Door het glas van de oven is het soms moeilijk in te schatten of het baksel al gaar is, dus het is verleidelijk om daarvoor de deur te openen. Maar als de deur opengaat daalt de temperatuur in de oven opeens flink. Het baksel kan daar een flinke klap van krijgen: in de hitte zijn er sponsstructuren ontstaan die luchtbelletjes vasthouden en als die sponsstructuren nog niet sterk genoeg zijn kan de temperatuurdaling ervoor zorgen dat het inzakt. Doe de deur dus niet open, of toch in ieder geval zo min mogelijk.

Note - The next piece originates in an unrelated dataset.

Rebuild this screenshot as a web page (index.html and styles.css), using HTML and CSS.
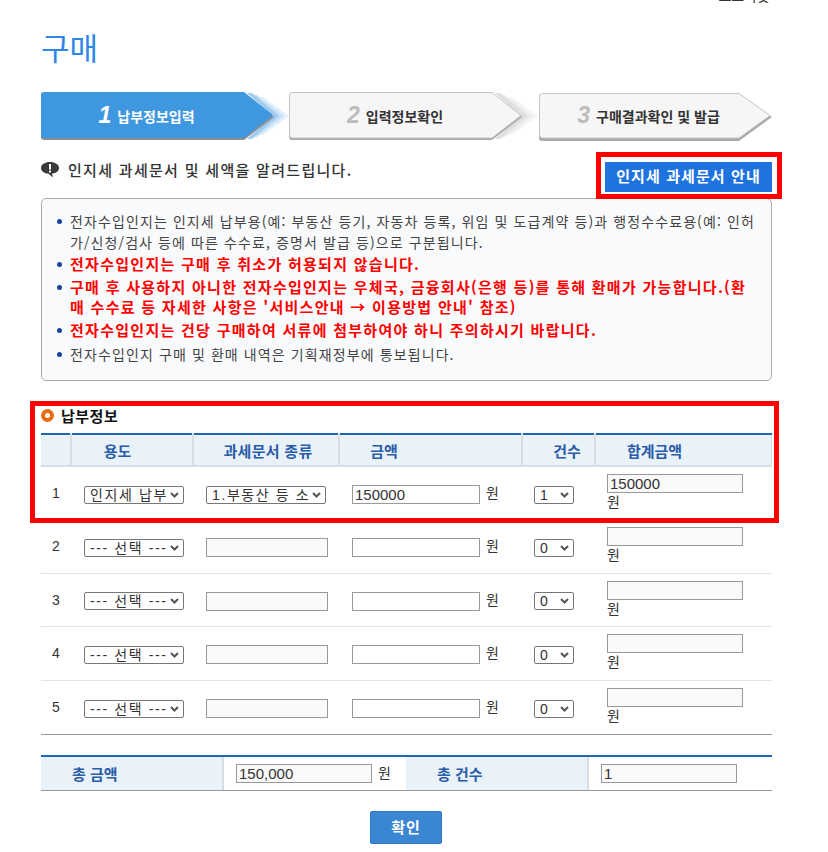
FILE: index.html
```html
<!DOCTYPE html>
<html lang="ko">
  <head>
    <meta charset="utf-8">
    <title>구매</title>
    <link rel="stylesheet" href="styles.css">
  </head>
  <body>
    <div id="app">
      <div class="crumb">로그아웃</div>
      <h1 class="title">구매</h1>

      <div class="steps">
        <div class="step step-on">
          <svg class="step-bg" width="248" height="50" viewBox="0 0 248 50">
            <polygon points="214,5 222,5 248,24 222,43 214,43 232,24" fill="#e3f0fb"/>
            <polygon points="210,3 216,3 243,24 216,45 210,45 232,24" fill="#c6e0f7"/>
            <polygon points="206,1 211,1 238,24 211,47 206,47 232,24" fill="#9fcbf1"/>
            <path d="M3 3 H203 L233 25 L203 48 H3 Q0 48 0 45 V3 Q0 3 3 3 Z" fill="#8a8f94"/>
            <path d="M3 0 H203 L232 23 L203 46 H3 Q0 46 0 43 V3 Q0 0 3 0 Z" fill="#3f98df"/>
          </svg>
          <div class="step-label"><b class="step-num">1</b>납부정보입력</div>
        </div>
        <div class="step">
          <svg class="step-bg" width="249" height="50" viewBox="0 0 249 50">
            <polygon points="214,5 222,5 249,24 222,43 214,43 232,24" fill="#f4f4f4"/>
            <polygon points="210,3 216,3 244,24 216,45 210,45 232,24" fill="#ececec"/>
            <polygon points="206,1 211,1 239,24 211,47 206,47 232,24" fill="#dfdfdf"/>
            <path d="M3 3 H203 L233 25 L203 48 H3 Q0 48 0 45 V3 Q0 3 3 3 Z" fill="#a9a9a9"/>
            <path d="M3.5 .5 H203 L232 23.500 L203 46 H3.500 Q.5 46 .5 43 V3.500 Q.5 .5 3.500 .5 Z" fill="#f6f6f6" stroke="#c4c4c4"/>
          </svg>
          <div class="step-label"><b class="step-num">2</b>입력정보확인</div>
        </div>
        <div class="step step-last">
          <svg class="step-bg" width="233" height="50" viewBox="0 0 233 50">
            <path d="M3 3 H200 L233 25 L200 49 H3 Q0 49 0 46 V3 Q0 3 3 3 Z" fill="#a9a9a9"/>
            <path d="M3.500 1.500 H200 L231 23.500 L200 46 H3.500 Q.5 46 .5 43 V4.500 Q.5 1.500 3.500 1.500 Z" fill="#f6f6f6" stroke="#c4c4c4"/>
          </svg>
          <div class="step-label"><b class="step-num">3</b>구매결과확인 및 발급</div>
        </div>
      </div>

      <div class="notice">
        <div class="notice-text">
          <svg class="notice-icon" width="18" height="16" viewBox="0 0 18 16">
            <path d="M9 0 C14 0 18 2.400 18 6 C18 9.400 14.500 11.500 11 11.500 L12 15.500 L7.500 11.700 C3.500 11.500 0 9.400 0 6 C0 2.400 4 0 9 0 Z" fill="#3a3a3a"/>
            <rect x="8" y="2" width="2" height="5.500" fill="#fff"/>
            <rect x="8" y="8.500" width="2" height="2" fill="#fff"/>
          </svg>
          인지세 과세문서 및 세액을 알려드립니다.
        </div>
        <a class="btn-guide">인지세 과세문서 안내</a>
      </div>

      <div class="infobox">
        <ul>
          <li>전자수입인지는 인지세 납부용(예: 부동산 등기, 자동차 등록, 위임 및 도급계약 등)과 행정수수료용(예: 인허<br>가/신청/검사 등에 따른 수수료, 증명서 발급 등)으로 구분됩니다.</li>
          <li class="warn">전자수입인지는 구매 후 취소가 허용되지 않습니다.</li>
          <li class="warn">구매 후 사용하지 아니한 전자수입인지는 우체국, 금융회사(은행 등)를 통해 환매가 가능합니다.(환<br>매 수수료 등 자세한 사항은 '서비스안내 → 이용방법 안내' 참조)</li>
          <li class="warn">전자수입인지는 건당 구매하여 서류에 첨부하여야 하니 주의하시기 바랍니다.</li>
          <li>전자수입인지 구매 및 환매 내역은 기획재정부에 통보됩니다.</li>
        </ul>
      </div>

      <h2 class="sub"><span class="sub-dot"></span>납부정보</h2>

      <table class="pay">
        <colgroup>
          <col class="c-no"><col class="c-use"><col class="c-kind"><col class="c-amt"><col class="c-cnt"><col class="c-sum">
        </colgroup>
        <thead>
          <tr>
            <th></th>
            <th class="th-use">용도</th>
            <th class="th-kind">과세문서 종류</th>
            <th class="th-amt">금액</th>
            <th class="th-cnt">건수</th>
            <th class="th-sum">합계금액</th>
          </tr>
        </thead>
        <tbody>
          <tr>
            <td class="no">1</td>
            <td><select class="sel-use"><option>인지세 납부</option></select></td>
            <td><select class="sel-kind"><option>1.부동산 등 소유권 이전</option></select></td>
            <td><input class="in-amt" value="150000"> 원</td>
            <td><select class="sel-cnt"><option>1</option></select></td>
            <td class="sum"><input class="in-sum" value="150000" readonly><br>원</td>
          </tr>
          <tr>
            <td class="no">2</td>
            <td><select class="sel-use"><option>--- 선택 ---</option></select></td>
            <td><input class="in-kind" readonly></td>
            <td><input class="in-amt"> 원</td>
            <td><select class="sel-cnt"><option>0</option></select></td>
            <td class="sum"><input class="in-sum" readonly><br>원</td>
          </tr>
          <tr>
            <td class="no">3</td>
            <td><select class="sel-use"><option>--- 선택 ---</option></select></td>
            <td><input class="in-kind" readonly></td>
            <td><input class="in-amt"> 원</td>
            <td><select class="sel-cnt"><option>0</option></select></td>
            <td class="sum"><input class="in-sum" readonly><br>원</td>
          </tr>
          <tr>
            <td class="no">4</td>
            <td><select class="sel-use"><option>--- 선택 ---</option></select></td>
            <td><input class="in-kind" readonly></td>
            <td><input class="in-amt"> 원</td>
            <td><select class="sel-cnt"><option>0</option></select></td>
            <td class="sum"><input class="in-sum" readonly><br>원</td>
          </tr>
          <tr>
            <td class="no">5</td>
            <td><select class="sel-use"><option>--- 선택 ---</option></select></td>
            <td><input class="in-kind" readonly></td>
            <td><input class="in-amt"> 원</td>
            <td><select class="sel-cnt"><option>0</option></select></td>
            <td class="sum"><input class="in-sum" readonly><br>원</td>
          </tr>
        </tbody>
      </table>

      <div class="totals">
        <div class="t-label">총 금액</div>
        <div class="t-val"><input class="in-total" value="150,000" readonly> <span class="t-unit">원</span></div>
        <div class="t-label">총 건수</div>
        <div class="t-val"><input class="in-total" value="1" readonly></div>
      </div>

      <div class="actions"><a class="btn-ok">확인</a></div>

      <div class="mark mark-guide"></div>
      <div class="mark mark-table"></div>
    </div>
  </body>
</html>
```

FILE: styles.css
```css
* {
  box-sizing: border-box;
}

html, body {
  margin: 0;
  padding: 0;
  background: #fff;
}

body {
  font-family: "Noto Sans CJK KR", "Liberation Sans", sans-serif;
  font-size: 14px;
  color: #333;
  overflow: hidden;
}

#app {
  position: relative;
  width: 828px;
  height: 852px;
  padding: 0 56px 0 41px;
  overflow: hidden;
}

.crumb {
  height: 8px;
  margin-top: -5px;
  margin-right: 2px;
  line-height: 0;
  font-size: 14px;
  text-align: right;
}

.title {
  margin: 24px 0 0;
  height: 65px;
  font-size: 31px;
  font-weight: 400;
  line-height: 40px;
  color: #2e86e6;
}

/* steps */
.steps {
  display: flex;
  height: 50px;
}

.step {
  display: grid;
  width: 248px;
  height: 50px;
}

.step-last {
  width: 233px;
  margin-left: 2px;
}

.step > * {
  grid-area: 1 / 1;
}

.step-label {
  z-index: 1;
  display: flex;
  align-items: center;
  justify-content: center;
  height: 47px;
  padding-right: 37px;
  font-size: 14px;
  font-weight: 700;
  color: #333;
}

.step-last .step-label {
  padding-right: 14px;
}

.step-on .step-label {
  color: #fff;
}

.step-num {
  margin-right: 6px;
  font-family: "Liberation Sans", sans-serif;
  font-size: 23px;
  font-style: italic;
  color: #bcbcbc;
}

.step-on .step-num {
  color: #fff;
}

/* notice */
.notice {
  display: flex;
  justify-content: space-between;
  align-items: flex-start;
  height: 36px;
  margin-top: 20px;
}

.notice-text {
  display: flex;
  align-items: center;
  gap: 9px;
  height: 15px;
  font-size: 15px;
  font-weight: 500;
  letter-spacing: 1.3px;
  color: #333;
}

.notice-icon {
  flex: none;
}

.btn-guide {
  display: block;
  width: 167px;
  height: 30px;
  line-height: 28px;
  background: #1e73de;
  color: #fff;
  font-size: 15px;
  font-weight: 700;
  letter-spacing: 1.1px;
  text-align: center;
  white-space: nowrap;
}

.infobox {
  height: 183px;
  padding: 12px 0 0 15px;
  background: #f9fafc;
  border: 1px solid #aaa;
  border-radius: 5px;
}

.infobox ul {
  margin: 0;
  padding: 0;
  list-style: none;
}

.infobox li {
  position: relative;
  margin-bottom: 2px;
  padding-left: 13px;
  font-size: 14px;
  line-height: 21px;
  letter-spacing: 1.1px;
  white-space: nowrap;
  color: #444;
}

.infobox li::before {
  content: "";
  position: absolute;
  left: 0;
  top: 8px;
  width: 5px;
  height: 5px;
  border-radius: 50%;
  background: #15469c;
}

.infobox li.warn {
  margin-top: -1px;
  margin-bottom: 4px;
  font-size: 15px;
  font-weight: 700;
  line-height: 20px;
  letter-spacing: 1.28px;
  color: #f00;
}

/* table */
.sub {
  display: flex;
  align-items: center;
  gap: 7px;
  height: 20px;
  margin: 24px 0 8px;
  font-size: 15px;
  font-weight: 700;
  letter-spacing: 0.5px;
  color: #111;
}

.sub-dot {
  width: 13px;
  height: 13px;
  border: 4px solid #ea6a0f;
  border-radius: 50%;
  background: #fff;
}

.pay {
  width: 731px;
  table-layout: fixed;
  border-collapse: collapse;
  border-top: 2px solid #1f66b3;
  border-bottom: 1px solid #999;
}

.c-no { width: 30px; }
.c-use { width: 122px; }
.c-kind { width: 146px; }
.c-amt { width: 183px; }
.c-cnt { width: 73px; }

.pay th {
  height: 32px;
  padding: 0;
  background: #e9f2f8;
  border-left: 2px solid #d5dee3;
  border-bottom: 2px solid #d5dee3;
  font-size: 15px;
  font-weight: 700;
  color: #2a5ca8;
}

.pay th:first-child {
  border-left: 0;
}

.pay th:last-child {
  border-right: 1px solid #d5dee3;
}

.pay .th-use {
  padding-right: 29px;
}

.pay .th-kind {
  padding-left: 4px;
  letter-spacing: 0.3px;
}

.pay .th-amt {
  padding-right: 93px;
}

.pay .th-cnt {
  padding-left: 17px;
}

.pay .th-sum {
  padding-right: 58px;
}

.pay td {
  height: 53.500px;
  padding: 0 0 0 13px;
  border-bottom: 1px solid #dfe3e6;
  font-size: 14px;
  color: #333;
  white-space: nowrap;
}

.pay tr:last-child td {
  height: 54.500px;
  border-bottom: 0;
}

.pay td.no {
  padding: 0;
  font-family: "Liberation Sans", sans-serif;
  text-align: center;
}

.pay td.sum {
  padding-bottom: 4px;
  line-height: 16px;
}

input, select {
  margin: 0;
  font-family: "Liberation Sans", "Noto Sans CJK KR", sans-serif;
  font-size: 15px;
  color: #333;
  vertical-align: middle;
}

input {
  height: 19px;
  padding: 0 2px;
  border: 1px solid #999;
  background: #fff;
  border-radius: 0;
}

input[readonly] {
  background: #f9f9f9;
}

select {
  height: 18px;
  padding: 0 14px 0 5px;
  border: 1px solid #777;
  border-radius: 2px;
  font-size: 14px;
  letter-spacing: 1.6px;
  appearance: none;
  background: #fff url("data:image/svg+xml,%3Csvg xmlns='http://www.w3.org/2000/svg' width='9' height='6'%3E%3Cpath d='M1 1 L4.500 4.500 L8 1' fill='none' stroke='%23555' stroke-width='2'/%3E%3C/svg%3E") no-repeat right 4px center;
}

.sel-use { width: 100px; }
.sel-kind { width: 120px; }
.sel-cnt { width: 40px; }
.in-kind { width: 122px; }
.in-amt { width: 128px; margin-right: 2px; }
.in-sum { width: 136px; }
.in-total { width: 136px; margin-right: 2px; }

.pay td:nth-child(5) { padding-left: 12px; }
.pay td:nth-child(6) { padding-left: 12px; }

/* totals */
.totals {
  display: grid;
  grid-template-columns: 183px 182px 183px 183px;
  height: 36px;
  margin-top: 20px;
  border-top: 2px solid #1f66b3;
  border-bottom: 1px solid #999;
}

.t-label {
  display: flex;
  align-items: center;
  padding-left: 31px;
  background: #e9f2f8;
  border-right: 2px solid #d5dee3;
  font-size: 15px;
  font-weight: 700;
  color: #2a5ca8;
}

.t-val {
  display: flex;
  align-items: center;
  gap: 4px;
  padding-left: 12px;
  font-size: 14px;
}

.t-unit {
  margin-bottom: 3px;
}

.actions {
  display: flex;
  justify-content: center;
  margin-top: 20px;
  padding-right: 1px;
}

.btn-ok {
  display: block;
  width: 72px;
  height: 33px;
  line-height: 30px;
  background: #3a86d2;
  border: 1px solid #2d78c8;
  border-radius: 2px;
  color: #fff;
  font-size: 15px;
  font-weight: 700;
  letter-spacing: 1px;
  text-align: center;
}

/* red marks drawn over the page */
.mark {
  position: absolute;
  border: 5px solid #f00;
  pointer-events: none;
}

.mark-guide {
  left: 596px;
  top: 152px;
  width: 186px;
  height: 47px;
}

.mark-table {
  left: 30px;
  top: 401px;
  width: 749px;
  height: 122px;
}
```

Als je de deur weer sluit heeft de oven ook weer tijd nodig om op temperatuur te komen. Dus als je iemand een ovendeur ziet openen en diegene zegt: “over een paar minuutjes is het klaar”, dan heeft diegene het waarschijnlijk mis. Want na een paar minuten is de oven pas net weer goed op temperatuur.

Goed voorverwarmen

Veel ovens hebben een knop of stand om de oven snel voor te verwarmen en geven een signaal zodra de juiste temperatuur is bereikt. Moderne ovens zijn vaak al in enkele minuten warm. Dit kun je dus doen vlak voordat het baksel de oven in moet: het heeft geen zin om de oven ellenlang voor te verwarmen.

De voordeel van een voorverwarmde oven:

  • Je kunt goed voorspellen hoe lang het baksel erin moet blijven. Baktijden die in recepten worden gegeven, gaan uit van een voorverwarmde oven.
  • Baksels die in volume moeten toenemen kunnen het beste direct in een hete oven worden gezet. Hierdoor rijzen ze beter.
  • Koekjes met veel vet behouden hun vorm en lopen niet uit. Als de koekjes direct in een hete oven komen, wordt het zetmeel snel hard en krijgt het stevigheid. Als de temperatuur daarentegen langzaam opbouwt, smelt de margarine of boter nog voordat het zetmeel stevig wordt en vloeit het deeg alle kanten op.